Elsewhere, Jaffrelot puts forward one further explanation for the failure of democracy in Pakistan: namely that in recent years especially, civilians have become allied to, or even part of, the military establishment. This reading of civilian-military relations is controversial. While each military regime has been able to attract enough civilian politicians to provide it with a democratic veneer, the two main political parties, the Pakistan Muslim League (N) and the Pakistan Peoples Party (PPP), have become ever more determined to resist military intervention in politics. Nawaz Sharif may have started out as a creature of the military but he is now a determined opponent of the armed forces, resentful of the way they have repeatedly removed him from power. Today the PML (N) makes common cause with the PPP: they protect one another’s corruption rackets but they also oppose the military together.

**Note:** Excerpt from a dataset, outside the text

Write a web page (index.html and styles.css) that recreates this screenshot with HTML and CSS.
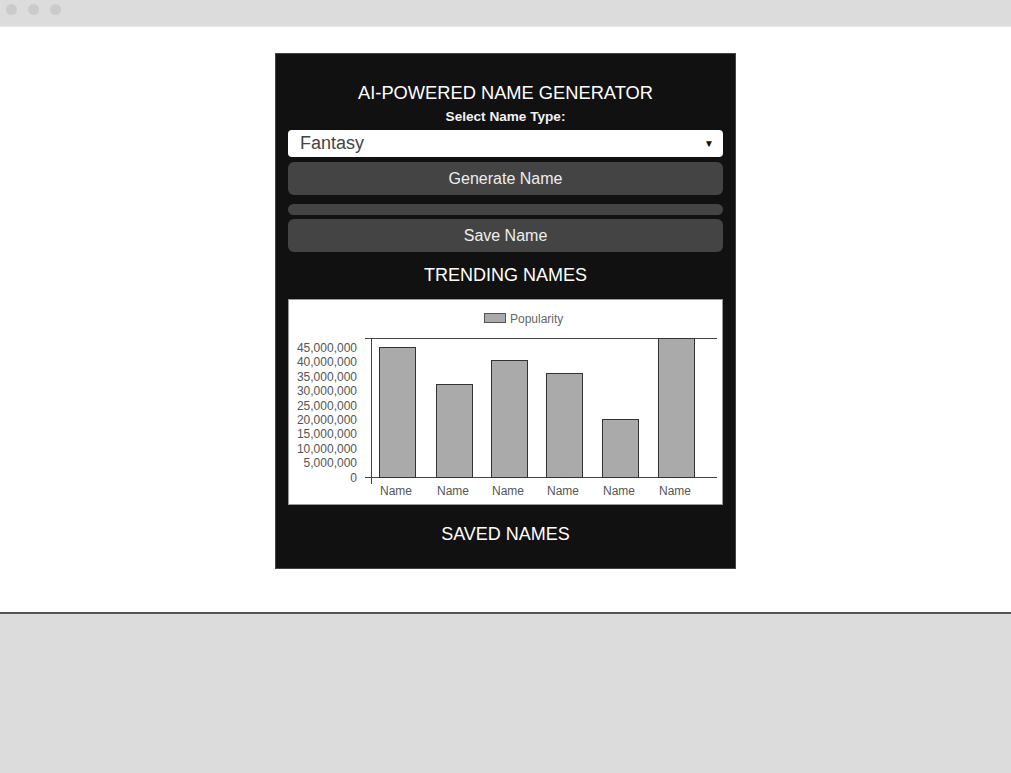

Also questionable is Jaffrelot’s argument that Pakistan has so much democratic resilience that, after about a decade of military government, public opinion and street protests have forced successive regimes to make concessions. Musharraf’s regime, it’s true, was weakened in that way, but the same can’t be said of Ayub Khan’s or Yahya Khan’s or Zia-ul-Haq’s, all of whom lost power for very different reasons: Ayub Khan and Yahya Khan lost elite support after losing wars, and Zia was assassinated, quite possibly by military colleagues. But these challenges to some of Jaffrelot’s claims shouldn’t obscure his general point: that the origins of authoritarianism in Pakistan – and of democratic development in India – lie in the particular historical circumstances of pre-independence South Asia.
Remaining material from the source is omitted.